## Work to be completed
Transcribe all the entries word for word, skipping the pictures.
===== Excerpted data =====
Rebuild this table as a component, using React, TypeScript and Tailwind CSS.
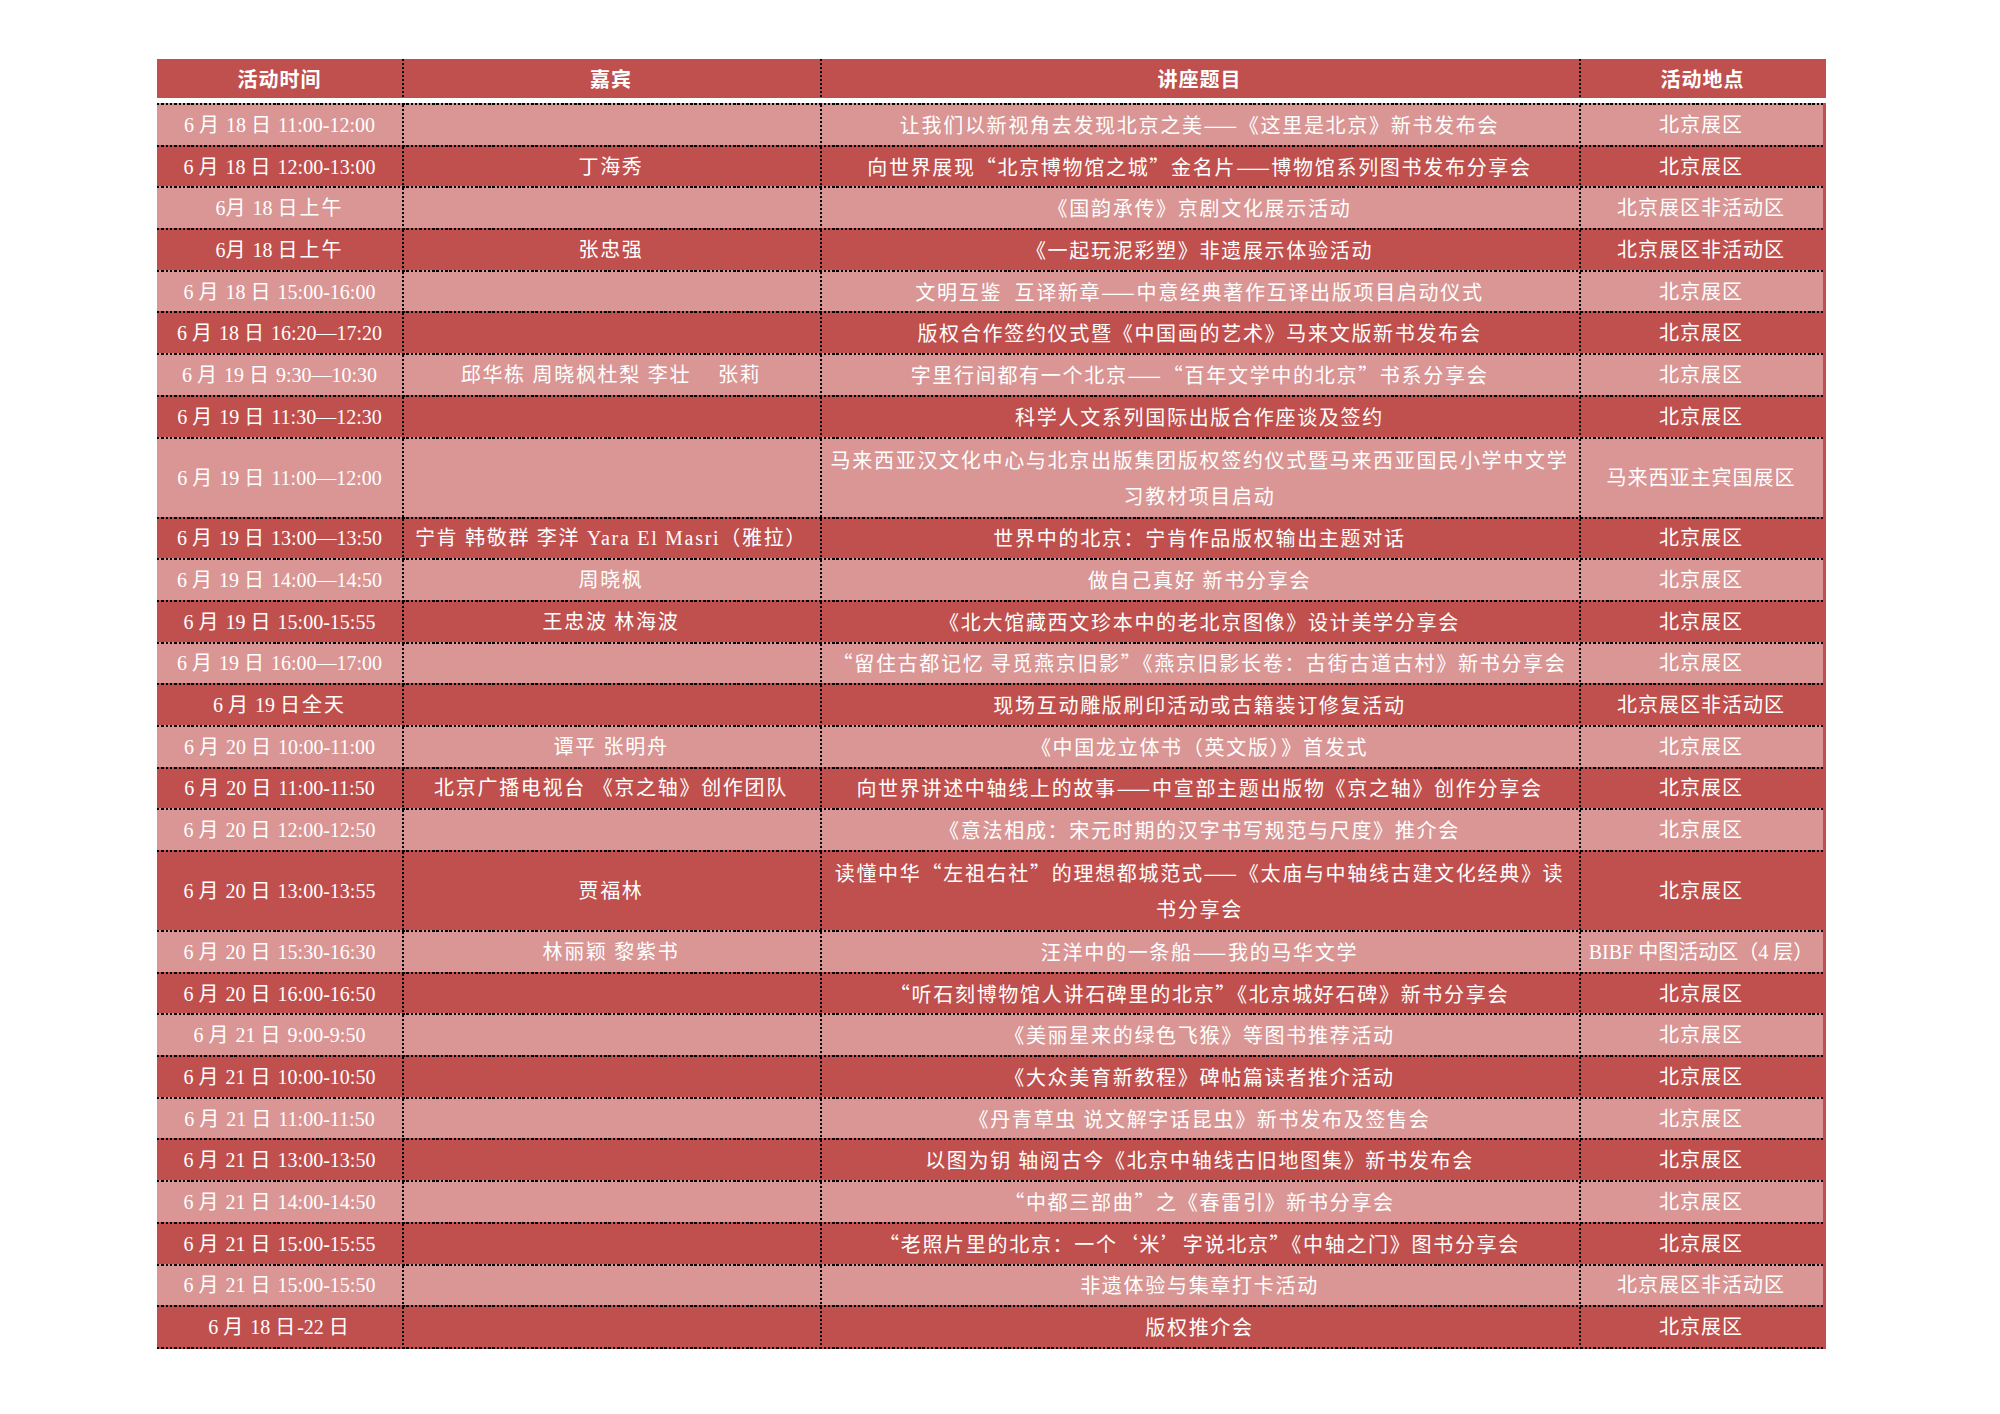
import React from "react";

type Row = {
  date: string;
  guest: string;
  title: string[];
  place: string;
  tall?: boolean;
};

const rows: Row[] = [
  { date: "6 月 18 日 11:00-12:00", guest: "", title: ["让我们以新视角去发现北京之美——《这里是北京》新书发布会"], place: "北京展区" },
  { date: "6 月 18 日 12:00-13:00", guest: "丁海秀", title: ["向世界展现“北京博物馆之城”金名片——博物馆系列图书发布分享会"], place: "北京展区" },
  { date: "6月 18 日上午", guest: "", title: ["《国韵承传》京剧文化展示活动"], place: "北京展区非活动区" },
  { date: "6月 18 日上午", guest: "张忠强", title: ["《一起玩泥彩塑》非遗展示体验活动"], place: "北京展区非活动区" },
  { date: "6 月 18 日 15:00-16:00", guest: "", title: ["文明互鉴  互译新章——中意经典著作互译出版项目启动仪式"], place: "北京展区" },
  { date: "6 月 18 日 16:20—17:20", guest: "", title: ["版权合作签约仪式暨《中国画的艺术》马来文版新书发布会"], place: "北京展区" },
  { date: "6 月 19 日 9:30—10:30", guest: "邱华栋 周晓枫杜梨 李壮    张莉", title: ["字里行间都有一个北京——“百年文学中的北京”书系分享会"], place: "北京展区" },
  { date: "6 月 19 日 11:30—12:30", guest: "", title: ["科学人文系列国际出版合作座谈及签约"], place: "北京展区" },
  { date: "6 月 19 日 11:00—12:00", guest: "", title: ["马来西亚汉文化中心与北京出版集团版权签约仪式暨马来西亚国民小学中文学", "习教材项目启动"], place: "马来西亚主宾国展区", tall: true },
  { date: "6 月 19 日 13:00—13:50", guest: "宁肯 韩敬群 李洋 Yara El Masri（雅拉）", title: ["世界中的北京：宁肯作品版权输出主题对话"], place: "北京展区" },
  { date: "6 月 19 日 14:00—14:50", guest: "周晓枫", title: ["做自己真好 新书分享会"], place: "北京展区" },
  { date: "6 月 19 日 15:00-15:55", guest: "王忠波 林海波", title: ["《北大馆藏西文珍本中的老北京图像》设计美学分享会"], place: "北京展区" },
  { date: "6 月 19 日 16:00—17:00", guest: "", title: ["“留住古都记忆 寻觅燕京旧影”《燕京旧影长卷：古街古道古村》新书分享会"], place: "北京展区" },
  { date: "6 月 19 日全天", guest: "", title: ["现场互动雕版刷印活动或古籍装订修复活动"], place: "北京展区非活动区" },
  { date: "6 月 20 日 10:00-11:00", guest: "谭平 张明舟", title: ["《中国龙立体书（英文版）》首发式"], place: "北京展区" },
  { date: "6 月 20 日 11:00-11:50", guest: "北京广播电视台 《京之轴》创作团队", title: ["向世界讲述中轴线上的故事——中宣部主题出版物《京之轴》创作分享会"], place: "北京展区" },
  { date: "6 月 20 日 12:00-12:50", guest: "", title: ["《意法相成：宋元时期的汉字书写规范与尺度》推介会"], place: "北京展区" },
  { date: "6 月 20 日 13:00-13:55", guest: "贾福林", title: ["读懂中华“左祖右社”的理想都城范式——《太庙与中轴线古建文化经典》读", "书分享会"], place: "北京展区", tall: true },
  { date: "6 月 20 日 15:30-16:30", guest: "林丽颖 黎紫书", title: ["汪洋中的一条船——我的马华文学"], place: "BIBF 中图活动区（4 层）" },
  { date: "6 月 20 日 16:00-16:50", guest: "", title: ["“听石刻博物馆人讲石碑里的北京”《北京城好石碑》新书分享会"], place: "北京展区" },
  { date: "6 月 21 日 9:00-9:50", guest: "", title: ["《美丽星来的绿色飞猴》等图书推荐活动"], place: "北京展区" },
  { date: "6 月 21 日 10:00-10:50", guest: "", title: ["《大众美育新教程》碑帖篇读者推介活动"], place: "北京展区" },
  { date: "6 月 21 日 11:00-11:50", guest: "", title: ["《丹青草虫 说文解字话昆虫》新书发布及签售会"], place: "北京展区" },
  { date: "6 月 21 日 13:00-13:50", guest: "", title: ["以图为钥 轴阅古今《北京中轴线古旧地图集》新书发布会"], place: "北京展区" },
  { date: "6 月 21 日 14:00-14:50", guest: "", title: ["“中都三部曲”之《春雷引》新书分享会"], place: "北京展区" },
  { date: "6 月 21 日 15:00-15:55", guest: "", title: ["“老照片里的北京：一个‘米’字说北京”《中轴之门》图书分享会"], place: "北京展区" },
  { date: "6 月 21 日 15:00-15:50", guest: "", title: ["非遗体验与集章打卡活动"], place: "北京展区非活动区" },
  { date: "6 月 18 日-22 日", guest: "", title: ["版权推介会"], place: "北京展区" },
];

const serif = "font-['Liberation_Serif','Noto_Sans_CJK_SC',serif]";
const cjk = "font-['Noto_Sans_CJK_SC','Liberation_Serif',sans-serif]";

// vertical dotted divider drawn as a 2px background strip on the left of a cell
const vline =
  "bg-[repeating-linear-gradient(180deg,#000_0px,#000_2px,transparent_2px,transparent_4px)] bg-no-repeat bg-left bg-[length:2px_100%]";

// horizontal dotted rule
const hline =
  "h-[2px] bg-[repeating-linear-gradient(90deg,#000_0px,#000_2.4px,transparent_2.4px,transparent_4.3px)]";

function DateText({ text }: { text: string }) {
  const parts = text.split(/([\u4e00-\u9fff])/);
  return (
    <>
      {parts.map((p, i) =>
        /[\u4e00-\u9fff]/.test(p) ? (
          <span key={i} className="tracking-[2px]">
            {p}
          </span>
        ) : (
          <span key={i}>{p}</span>
        )
      )}
    </>
  );
}

export default function App() {
  return (
    <div className="min-h-screen bg-white pt-[59px] pl-[157px]">
      <div className="w-[1669px] text-white">
        <div className="grid h-[39px] grid-cols-[245px_418px_759px_1fr] bg-[#C0504D] text-[20px] font-bold tracking-[1px] font-['Noto_Sans_CJK_SC',sans-serif]">
          <div className="flex items-center justify-center">活动时间</div>
          <div className={`flex items-center justify-center ${vline}`}>嘉宾</div>
          <div className={`flex items-center justify-center ${vline}`}>讲座题目</div>
          <div className={`flex items-center justify-center ${vline}`}>活动地点</div>
        </div>
        <div className="h-[5px] bg-white"></div>
        {rows.map((r, i) => {
          const light = i % 2 === 0;
          const last = i === rows.length - 1;
          return (
            <div
              key={i}
              className={`flex flex-col border-r-[3px] border-r-[#C0504D] ${light ? "bg-[#D99694]" : "bg-[#C0504D]"}`}
            >
              <div className={hline}></div>
              <div
                className={`grid grid-cols-[245px_418px_759px_1fr] ${r.tall ? "h-[78px]" : "h-[39.7px]"}`}
              >
                <div className={`flex items-center justify-center text-[20px] whitespace-pre ${serif}`}>
                  <DateText text={r.date} />
                </div>
                <div className={`flex items-center justify-center text-[20px] tracking-[1.7px] whitespace-pre ${serif} ${vline}`}>
                  {r.guest}
                </div>
                <div className={`flex flex-col items-center justify-center text-[20px] tracking-[1.7px] leading-[36px] whitespace-pre ${cjk} ${vline}`}>
                  {r.title.map((t, j) => (
                    <span key={j}>{t}</span>
                  ))}
                </div>
                <div
                  className={`flex items-center justify-center text-[20px] whitespace-pre ${serif} ${vline} ${
                    r.place.startsWith("BIBF") ? "tracking-[0px]" : "tracking-[1px]"
                  }`}
                >
                  {r.place}
                </div>
              </div>
              {last && <div className={hline}></div>}
            </div>
          );
        })}
      </div>
    </div>
  );
}
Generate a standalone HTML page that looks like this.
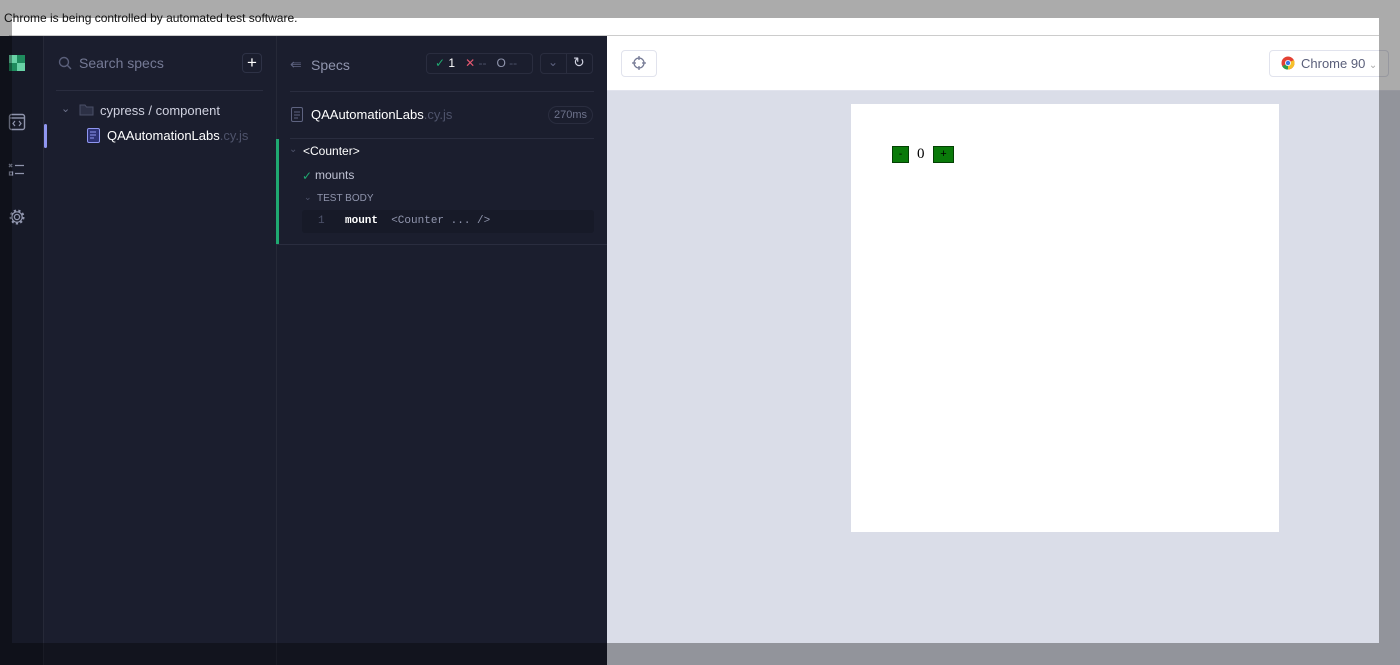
=====
## Full solution
Rebuild this table as a component, using React, TypeScript and Tailwind CSS.
import React from "react";

type Row = {
  date: string;
  guest: string;
  title: string[];
  place: string;
  tall?: boolean;
};

const rows: Row[] = [
  { date: "6 月 18 日 11:00-12:00", guest: "", title: ["让我们以新视角去发现北京之美——《这里是北京》新书发布会"], place: "北京展区" },
  { date: "6 月 18 日 12:00-13:00", guest: "丁海秀", title: ["向世界展现“北京博物馆之城”金名片——博物馆系列图书发布分享会"], place: "北京展区" },
  { date: "6月 18 日上午", guest: "", title: ["《国韵承传》京剧文化展示活动"], place: "北京展区非活动区" },
  { date: "6月 18 日上午", guest: "张忠强", title: ["《一起玩泥彩塑》非遗展示体验活动"], place: "北京展区非活动区" },
  { date: "6 月 18 日 15:00-16:00", guest: "", title: ["文明互鉴  互译新章——中意经典著作互译出版项目启动仪式"], place: "北京展区" },
  { date: "6 月 18 日 16:20—17:20", guest: "", title: ["版权合作签约仪式暨《中国画的艺术》马来文版新书发布会"], place: "北京展区" },
  { date: "6 月 19 日 9:30—10:30", guest: "邱华栋 周晓枫杜梨 李壮    张莉", title: ["字里行间都有一个北京——“百年文学中的北京”书系分享会"], place: "北京展区" },
  { date: "6 月 19 日 11:30—12:30", guest: "", title: ["科学人文系列国际出版合作座谈及签约"], place: "北京展区" },
  { date: "6 月 19 日 11:00—12:00", guest: "", title: ["马来西亚汉文化中心与北京出版集团版权签约仪式暨马来西亚国民小学中文学", "习教材项目启动"], place: "马来西亚主宾国展区", tall: true },
  { date: "6 月 19 日 13:00—13:50", guest: "宁肯 韩敬群 李洋 Yara El Masri（雅拉）", title: ["世界中的北京：宁肯作品版权输出主题对话"], place: "北京展区" },
  { date: "6 月 19 日 14:00—14:50", guest: "周晓枫", title: ["做自己真好 新书分享会"], place: "北京展区" },
  { date: "6 月 19 日 15:00-15:55", guest: "王忠波 林海波", title: ["《北大馆藏西文珍本中的老北京图像》设计美学分享会"], place: "北京展区" },
  { date: "6 月 19 日 16:00—17:00", guest: "", title: ["“留住古都记忆 寻觅燕京旧影”《燕京旧影长卷：古街古道古村》新书分享会"], place: "北京展区" },
  { date: "6 月 19 日全天", guest: "", title: ["现场互动雕版刷印活动或古籍装订修复活动"], place: "北京展区非活动区" },
  { date: "6 月 20 日 10:00-11:00", guest: "谭平 张明舟", title: ["《中国龙立体书（英文版）》首发式"], place: "北京展区" },
  { date: "6 月 20 日 11:00-11:50", guest: "北京广播电视台 《京之轴》创作团队", title: ["向世界讲述中轴线上的故事——中宣部主题出版物《京之轴》创作分享会"], place: "北京展区" },
  { date: "6 月 20 日 12:00-12:50", guest: "", title: ["《意法相成：宋元时期的汉字书写规范与尺度》推介会"], place: "北京展区" },
  { date: "6 月 20 日 13:00-13:55", guest: "贾福林", title: ["读懂中华“左祖右社”的理想都城范式——《太庙与中轴线古建文化经典》读", "书分享会"], place: "北京展区", tall: true },
  { date: "6 月 20 日 15:30-16:30", guest: "林丽颖 黎紫书", title: ["汪洋中的一条船——我的马华文学"], place: "BIBF 中图活动区（4 层）" },
  { date: "6 月 20 日 16:00-16:50", guest: "", title: ["“听石刻博物馆人讲石碑里的北京”《北京城好石碑》新书分享会"], place: "北京展区" },
  { date: "6 月 21 日 9:00-9:50", guest: "", title: ["《美丽星来的绿色飞猴》等图书推荐活动"], place: "北京展区" },
  { date: "6 月 21 日 10:00-10:50", guest: "", title: ["《大众美育新教程》碑帖篇读者推介活动"], place: "北京展区" },
  { date: "6 月 21 日 11:00-11:50", guest: "", title: ["《丹青草虫 说文解字话昆虫》新书发布及签售会"], place: "北京展区" },
  { date: "6 月 21 日 13:00-13:50", guest: "", title: ["以图为钥 轴阅古今《北京中轴线古旧地图集》新书发布会"], place: "北京展区" },
  { date: "6 月 21 日 14:00-14:50", guest: "", title: ["“中都三部曲”之《春雷引》新书分享会"], place: "北京展区" },
  { date: "6 月 21 日 15:00-15:55", guest: "", title: ["“老照片里的北京：一个‘米’字说北京”《中轴之门》图书分享会"], place: "北京展区" },
  { date: "6 月 21 日 15:00-15:50", guest: "", title: ["非遗体验与集章打卡活动"], place: "北京展区非活动区" },
  { date: "6 月 18 日-22 日", guest: "", title: ["版权推介会"], place: "北京展区" },
];

const serif = "font-['Liberation_Serif','Noto_Sans_CJK_SC',serif]";
const cjk = "font-['Noto_Sans_CJK_SC','Liberation_Serif',sans-serif]";

// vertical dotted divider drawn as a 2px background strip on the left of a cell
const vline =
  "bg-[repeating-linear-gradient(180deg,#000_0px,#000_2px,transparent_2px,transparent_4px)] bg-no-repeat bg-left bg-[length:2px_100%]";

// horizontal dotted rule
const hline =
  "h-[2px] bg-[repeating-linear-gradient(90deg,#000_0px,#000_2.4px,transparent_2.4px,transparent_4.3px)]";

function DateText({ text }: { text: string }) {
  const parts = text.split(/([\u4e00-\u9fff])/);
  return (
    <>
      {parts.map((p, i) =>
        /[\u4e00-\u9fff]/.test(p) ? (
          <span key={i} className="tracking-[2px]">
            {p}
          </span>
        ) : (
          <span key={i}>{p}</span>
        )
      )}
    </>
  );
}

export default function App() {
  return (
    <div className="min-h-screen bg-white pt-[59px] pl-[157px]">
      <div className="w-[1669px] text-white">
        <div className="grid h-[39px] grid-cols-[245px_418px_759px_1fr] bg-[#C0504D] text-[20px] font-bold tracking-[1px] font-['Noto_Sans_CJK_SC',sans-serif]">
          <div className="flex items-center justify-center">活动时间</div>
          <div className={`flex items-center justify-center ${vline}`}>嘉宾</div>
          <div className={`flex items-center justify-center ${vline}`}>讲座题目</div>
          <div className={`flex items-center justify-center ${vline}`}>活动地点</div>
        </div>
        <div className="h-[5px] bg-white"></div>
        {rows.map((r, i) => {
          const light = i % 2 === 0;
          const last = i === rows.length - 1;
          return (
            <div
              key={i}
              className={`flex flex-col border-r-[3px] border-r-[#C0504D] ${light ? "bg-[#D99694]" : "bg-[#C0504D]"}`}
            >
              <div className={hline}></div>
              <div
                className={`grid grid-cols-[245px_418px_759px_1fr] ${r.tall ? "h-[78px]" : "h-[39.7px]"}`}
              >
                <div className={`flex items-center justify-center text-[20px] whitespace-pre ${serif}`}>
                  <DateText text={r.date} />
                </div>
                <div className={`flex items-center justify-center text-[20px] tracking-[1.7px] whitespace-pre ${serif} ${vline}`}>
                  {r.guest}
                </div>
                <div className={`flex flex-col items-center justify-center text-[20px] tracking-[1.7px] leading-[36px] whitespace-pre ${cjk} ${vline}`}>
                  {r.title.map((t, j) => (
                    <span key={j}>{t}</span>
                  ))}
                </div>
                <div
                  className={`flex items-center justify-center text-[20px] whitespace-pre ${serif} ${vline} ${
                    r.place.startsWith("BIBF") ? "tracking-[0px]" : "tracking-[1px]"
                  }`}
                >
                  {r.place}
                </div>
              </div>
              {last && <div className={hline}></div>}
            </div>
          );
        })}
      </div>
    </div>
  );
}
Generate a standalone HTML page that looks like this.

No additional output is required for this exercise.